1) Particulate Contamination: Intravenous infusions that are solutions and supplied in a container with a nominal content of 100 ml or more shall comply with the test for particulate matter.

2) Sterility: Shall comply with the test for Sterility.

3) Pyrogen: When no test for bacterial endotoxins is prescribed, intravenous infusions shall comply with the test for pyrogens. Unless otherwise stated in the individual monograph, inject 10 ml per kg of body weight into each animal.

4) Assay of Active ingredients: Shall comply with specifications.

5) pH: Shall comply with specifications.

6) Weight per ml: Shall comply with specifications.

7) Filled/Extractable Volumes: Shall comply with specifications.


Concentrated solutions for injections are sterile solutions intended for administration by injection or by IV infusion only after dilution with a suitable liquid. After diluting these preparations, they should comply with the requirements of tests for injections or infusions as appropriate.

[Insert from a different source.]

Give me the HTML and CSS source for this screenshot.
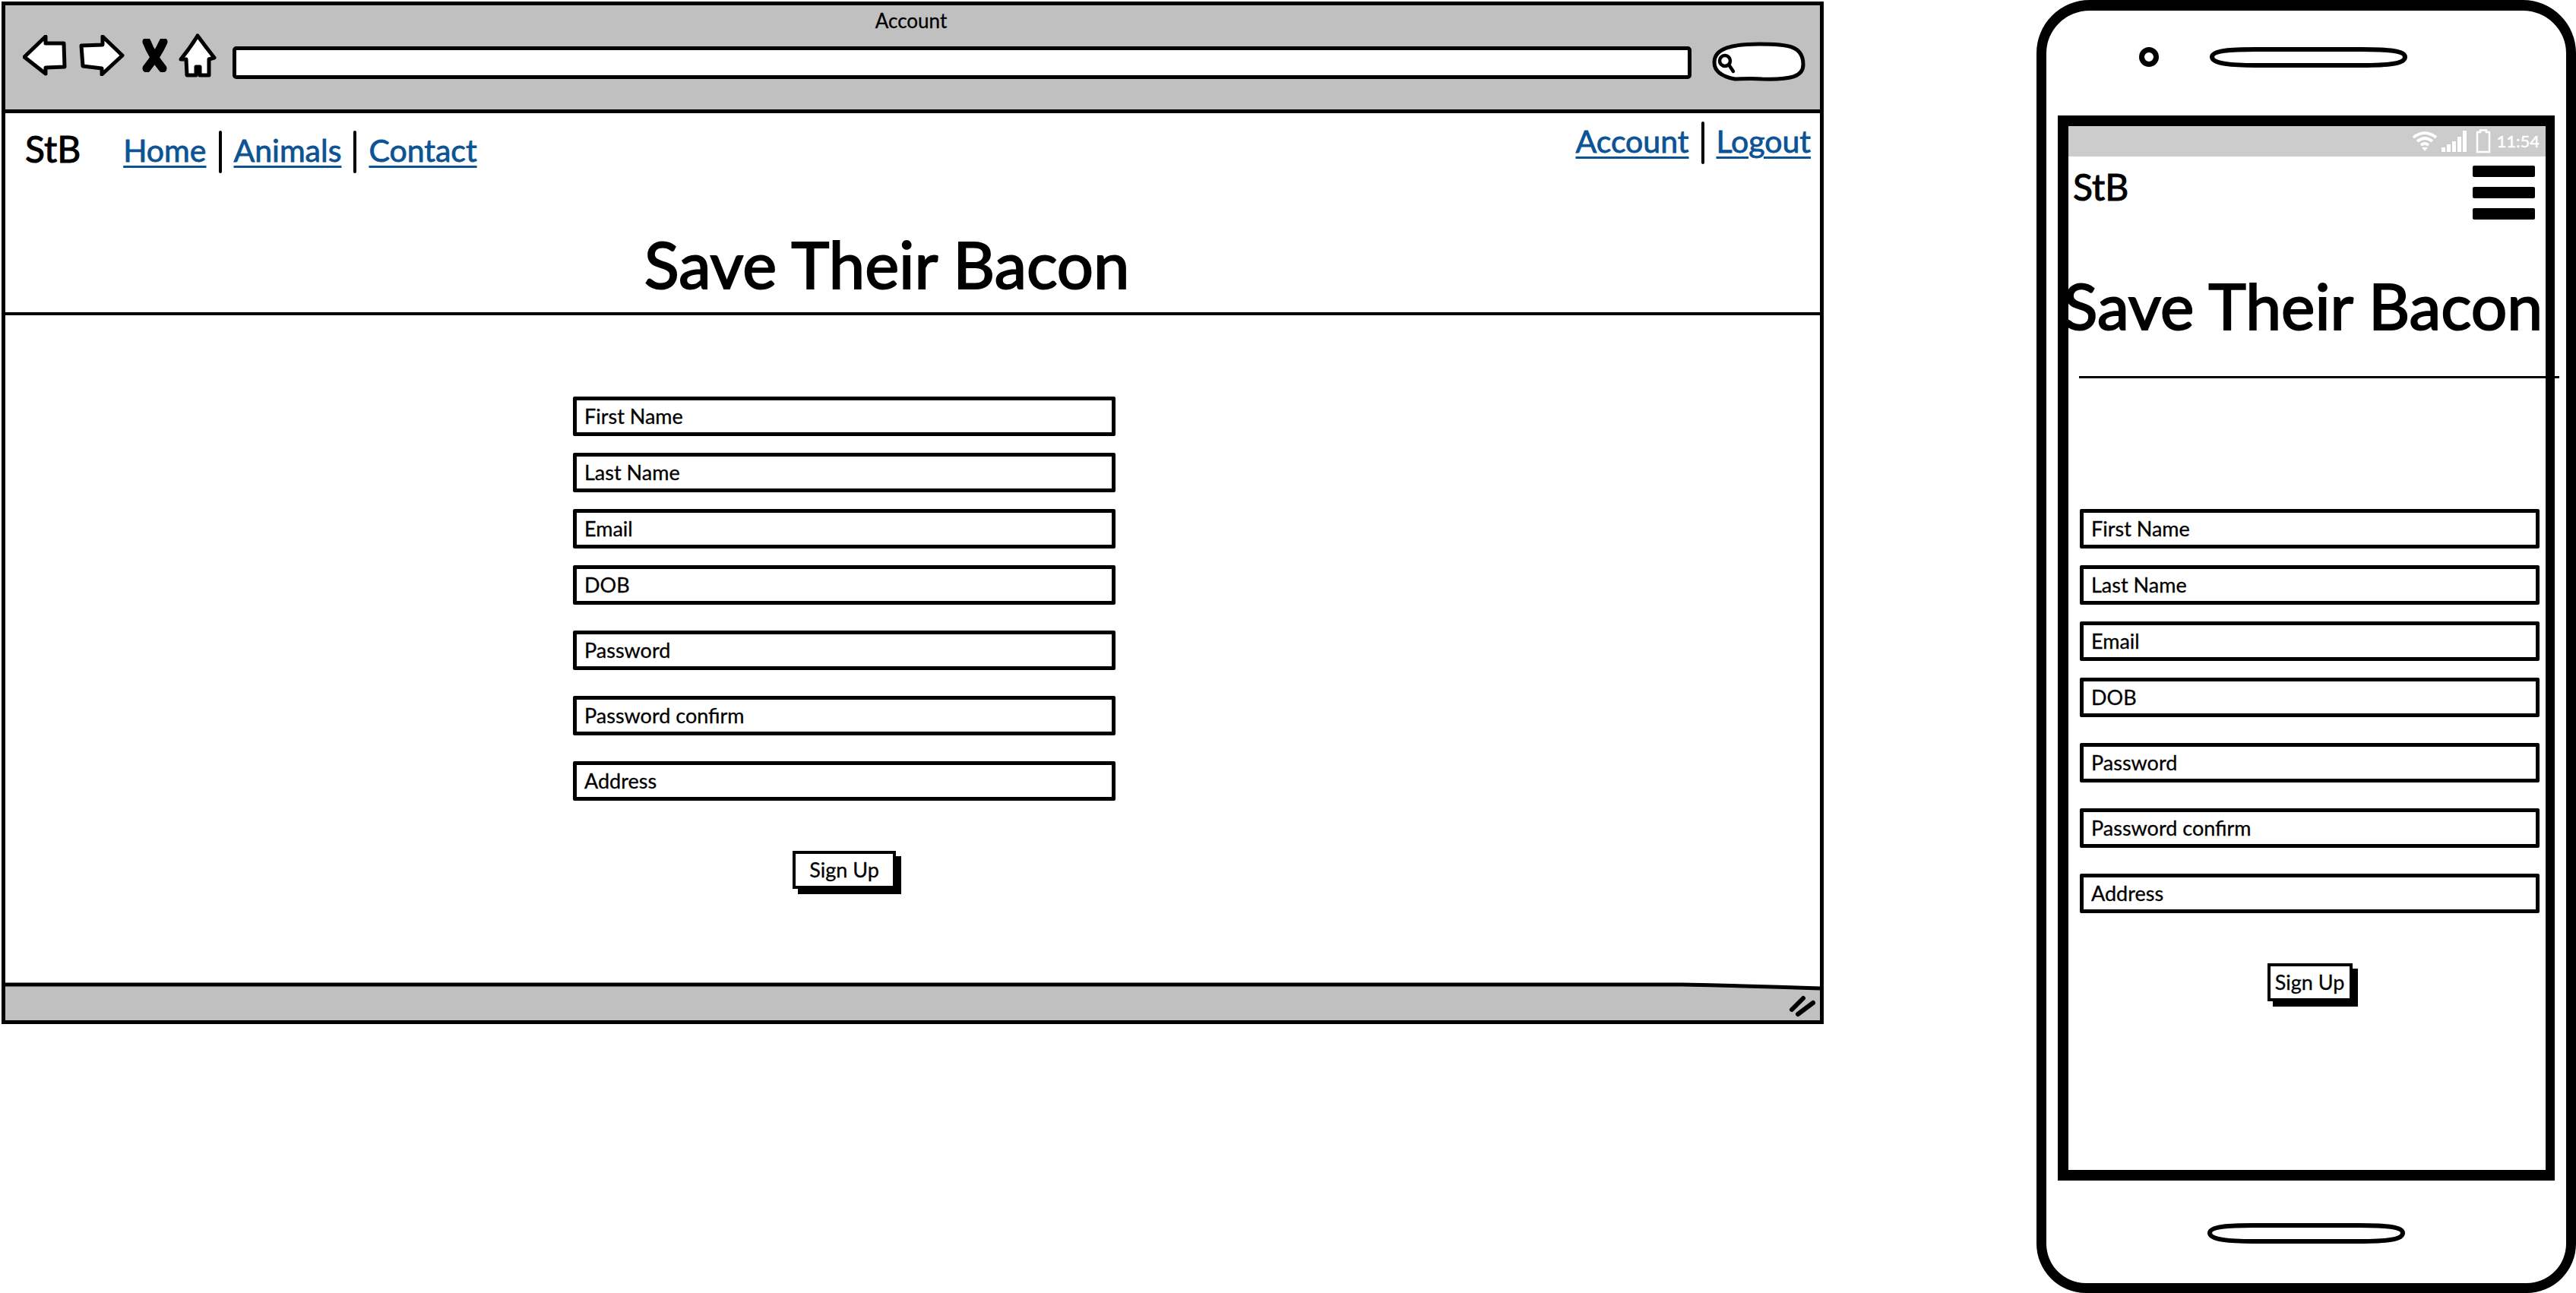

Implants are sterile solid preparations of a specific size and shape designed for implantation into body tissues to release active ingredients over an extended period.

The Standard test for Implants:

  1. Sterility: Must comply with a test for Sterility.
  2. Assay content of active ingredients: Must comply with specifications.
  3. Average Weight of implants: Must comply with specifications.
  4. Rate of Release (Dissolution test): Must comply with the designed release period.
  5. Hardness: Must comply with specifications.
  6. Other tests: Conduct in-house tests if specified.

RelatedPharmaceutical Packaging


1) Small Volume Parenterals (SVP)

2) Large Volume Parenterals (LVP)

Small Volume Parenteral: 

Small Volume Parenteral (SVP) solutions are a type of sterile medication that is administered into the body through injection or infusion. These solutions come in small volumes, generally less than 100 ml.

Examples of Small Volume Parenteral (SVP) solutions include insulin, which is used in the management of diabetes via subcutaneous injections. These areas are used to preparation of the following:

  • Preparation of small-volume parenteral solutions.
  • Preparation of typical suspension formula.
  • Preparation of freeze-dried powdered formula.
  • Preparation of typical sterile dry fill powder for constitutions.

Preparations of ophthalmic preparations:

  • Ophthalmic solutions.
  • Ophthalmic suspensions.
  • Ophthalmic gels.
  • Preparations of ophthalmic ointments.
  • Preparation of intraocular irrigating solutions.
  • Intramammary infusions (gels, ointments).
  • genetically engineered or biotechnology products. (Vaccines and oxides, recombinant DNA technology products).
  • Preparations of liposome and lipid products.
  • Implants.

Large Volume Parenteral:

A Large Volume Parenteral (LVP) is a type of parenteral solution that contains a volume greater than 100 ml. LVPs are used in hospitals for patients who are unable to take oral medications or fluids.

Common types of LVPs include normal saline, dextrose solutions, and Ringer’s lactate.